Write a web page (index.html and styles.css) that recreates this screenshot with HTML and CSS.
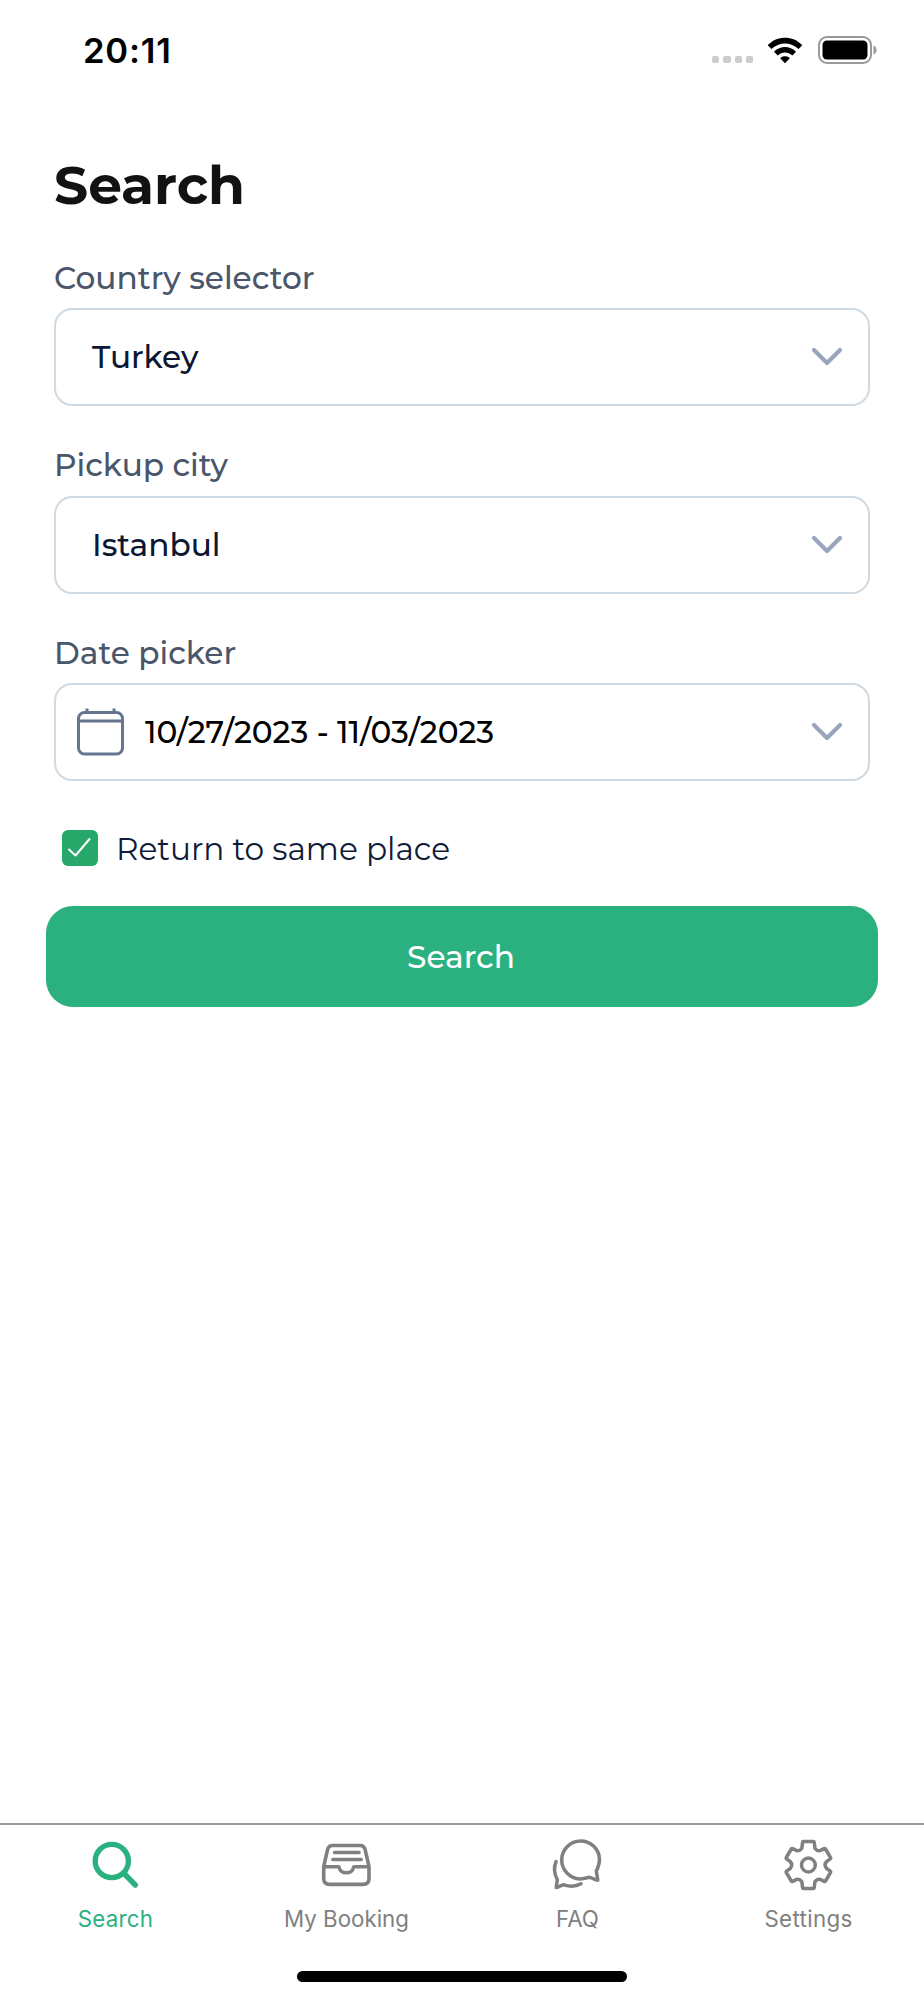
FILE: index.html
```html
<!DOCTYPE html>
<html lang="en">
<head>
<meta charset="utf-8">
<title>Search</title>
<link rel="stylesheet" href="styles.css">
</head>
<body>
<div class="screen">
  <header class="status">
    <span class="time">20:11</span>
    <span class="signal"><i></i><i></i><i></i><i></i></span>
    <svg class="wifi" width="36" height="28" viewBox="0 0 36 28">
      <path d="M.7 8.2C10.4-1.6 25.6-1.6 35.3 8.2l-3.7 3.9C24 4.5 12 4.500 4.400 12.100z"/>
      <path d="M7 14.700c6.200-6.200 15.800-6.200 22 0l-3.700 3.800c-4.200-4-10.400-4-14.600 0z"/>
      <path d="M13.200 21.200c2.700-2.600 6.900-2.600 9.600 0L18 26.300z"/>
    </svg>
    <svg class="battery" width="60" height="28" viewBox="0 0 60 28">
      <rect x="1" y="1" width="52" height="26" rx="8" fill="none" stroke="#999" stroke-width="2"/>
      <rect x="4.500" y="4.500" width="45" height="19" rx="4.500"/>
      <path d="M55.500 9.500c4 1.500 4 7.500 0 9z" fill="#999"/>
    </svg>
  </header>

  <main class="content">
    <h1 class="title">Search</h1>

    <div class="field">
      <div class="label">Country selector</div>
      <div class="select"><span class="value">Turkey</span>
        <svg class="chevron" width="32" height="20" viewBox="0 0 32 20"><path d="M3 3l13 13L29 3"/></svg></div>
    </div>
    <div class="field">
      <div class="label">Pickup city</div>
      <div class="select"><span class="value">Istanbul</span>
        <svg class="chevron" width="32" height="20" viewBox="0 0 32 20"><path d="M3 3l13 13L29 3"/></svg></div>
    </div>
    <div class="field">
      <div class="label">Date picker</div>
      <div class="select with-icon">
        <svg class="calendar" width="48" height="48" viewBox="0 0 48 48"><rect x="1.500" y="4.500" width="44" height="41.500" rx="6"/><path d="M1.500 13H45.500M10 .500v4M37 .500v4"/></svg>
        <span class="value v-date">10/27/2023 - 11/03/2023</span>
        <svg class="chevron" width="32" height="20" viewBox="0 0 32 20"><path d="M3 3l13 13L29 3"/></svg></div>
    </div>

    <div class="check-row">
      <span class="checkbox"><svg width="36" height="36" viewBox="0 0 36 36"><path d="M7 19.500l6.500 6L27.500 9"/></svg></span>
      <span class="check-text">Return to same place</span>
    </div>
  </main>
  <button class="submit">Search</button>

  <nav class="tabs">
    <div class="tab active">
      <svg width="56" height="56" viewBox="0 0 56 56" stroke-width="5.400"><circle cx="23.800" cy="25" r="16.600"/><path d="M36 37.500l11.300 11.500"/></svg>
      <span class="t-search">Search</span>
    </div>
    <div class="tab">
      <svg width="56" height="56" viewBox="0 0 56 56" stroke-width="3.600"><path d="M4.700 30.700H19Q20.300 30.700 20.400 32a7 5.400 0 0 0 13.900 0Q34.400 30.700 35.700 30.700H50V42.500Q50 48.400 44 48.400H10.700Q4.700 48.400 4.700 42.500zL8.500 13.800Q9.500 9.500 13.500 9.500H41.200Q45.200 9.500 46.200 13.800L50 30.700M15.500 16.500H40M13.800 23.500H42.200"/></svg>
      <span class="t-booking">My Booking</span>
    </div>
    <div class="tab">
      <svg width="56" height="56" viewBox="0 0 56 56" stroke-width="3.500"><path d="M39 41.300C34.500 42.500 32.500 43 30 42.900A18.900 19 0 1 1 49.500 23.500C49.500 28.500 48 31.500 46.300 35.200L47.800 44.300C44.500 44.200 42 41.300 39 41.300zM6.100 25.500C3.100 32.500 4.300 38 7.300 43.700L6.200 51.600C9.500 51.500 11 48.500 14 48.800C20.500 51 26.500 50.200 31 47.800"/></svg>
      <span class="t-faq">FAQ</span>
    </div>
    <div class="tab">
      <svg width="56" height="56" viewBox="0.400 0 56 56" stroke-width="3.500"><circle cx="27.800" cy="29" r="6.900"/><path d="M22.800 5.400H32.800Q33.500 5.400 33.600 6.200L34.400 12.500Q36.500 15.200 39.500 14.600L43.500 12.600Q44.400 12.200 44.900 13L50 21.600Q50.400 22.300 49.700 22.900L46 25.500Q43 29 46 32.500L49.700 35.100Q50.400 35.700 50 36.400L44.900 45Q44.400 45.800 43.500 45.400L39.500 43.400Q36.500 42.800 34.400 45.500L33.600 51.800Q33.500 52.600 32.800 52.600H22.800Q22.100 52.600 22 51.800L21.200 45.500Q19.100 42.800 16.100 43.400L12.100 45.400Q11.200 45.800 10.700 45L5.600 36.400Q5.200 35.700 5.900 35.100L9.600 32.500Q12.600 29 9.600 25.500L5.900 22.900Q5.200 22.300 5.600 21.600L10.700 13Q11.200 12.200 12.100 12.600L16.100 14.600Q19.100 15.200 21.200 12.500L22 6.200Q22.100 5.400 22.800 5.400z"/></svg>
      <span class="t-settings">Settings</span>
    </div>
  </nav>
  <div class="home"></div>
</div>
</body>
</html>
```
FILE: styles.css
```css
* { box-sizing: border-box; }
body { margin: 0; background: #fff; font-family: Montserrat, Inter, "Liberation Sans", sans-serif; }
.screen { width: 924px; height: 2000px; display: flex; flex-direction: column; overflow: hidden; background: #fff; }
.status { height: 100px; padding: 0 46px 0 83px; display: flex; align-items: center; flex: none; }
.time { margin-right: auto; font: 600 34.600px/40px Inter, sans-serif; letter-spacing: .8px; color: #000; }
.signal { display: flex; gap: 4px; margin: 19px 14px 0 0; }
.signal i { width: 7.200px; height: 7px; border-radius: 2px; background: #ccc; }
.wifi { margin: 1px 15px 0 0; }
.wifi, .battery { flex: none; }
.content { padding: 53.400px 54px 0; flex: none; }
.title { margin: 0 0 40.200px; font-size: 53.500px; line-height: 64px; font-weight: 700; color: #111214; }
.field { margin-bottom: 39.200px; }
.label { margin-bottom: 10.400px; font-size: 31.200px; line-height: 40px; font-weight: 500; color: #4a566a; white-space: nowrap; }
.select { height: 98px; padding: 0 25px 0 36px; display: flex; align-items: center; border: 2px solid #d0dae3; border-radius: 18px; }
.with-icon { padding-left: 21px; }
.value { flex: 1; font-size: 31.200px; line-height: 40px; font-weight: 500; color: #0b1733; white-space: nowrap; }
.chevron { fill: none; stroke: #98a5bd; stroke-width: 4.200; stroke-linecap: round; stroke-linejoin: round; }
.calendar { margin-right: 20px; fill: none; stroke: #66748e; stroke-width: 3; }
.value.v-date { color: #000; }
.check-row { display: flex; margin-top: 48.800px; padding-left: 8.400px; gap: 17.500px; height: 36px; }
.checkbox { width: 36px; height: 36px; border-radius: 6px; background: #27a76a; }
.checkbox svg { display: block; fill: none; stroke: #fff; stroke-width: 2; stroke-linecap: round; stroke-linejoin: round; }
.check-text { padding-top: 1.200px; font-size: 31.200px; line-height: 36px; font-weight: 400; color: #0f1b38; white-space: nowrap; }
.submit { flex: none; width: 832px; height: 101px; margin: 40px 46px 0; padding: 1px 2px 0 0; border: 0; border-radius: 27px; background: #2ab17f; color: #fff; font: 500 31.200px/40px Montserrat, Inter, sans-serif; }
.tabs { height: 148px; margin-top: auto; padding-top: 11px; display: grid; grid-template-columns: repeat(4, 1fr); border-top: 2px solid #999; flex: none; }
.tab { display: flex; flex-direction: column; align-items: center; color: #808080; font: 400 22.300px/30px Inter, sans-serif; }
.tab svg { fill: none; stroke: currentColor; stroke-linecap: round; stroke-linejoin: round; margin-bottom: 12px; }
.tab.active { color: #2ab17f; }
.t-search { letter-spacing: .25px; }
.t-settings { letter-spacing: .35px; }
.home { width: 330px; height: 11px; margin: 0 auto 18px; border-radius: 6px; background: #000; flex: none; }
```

------------------------------------------------------------------------

### To be done
Make a list of all lines in the data that contain "with".

### Written response
Write a web page (index.html and styles.css) that recreates this screenshot with HTML and CSS.
      <div class="select with-icon">
.with-icon { padding-left: 21px; }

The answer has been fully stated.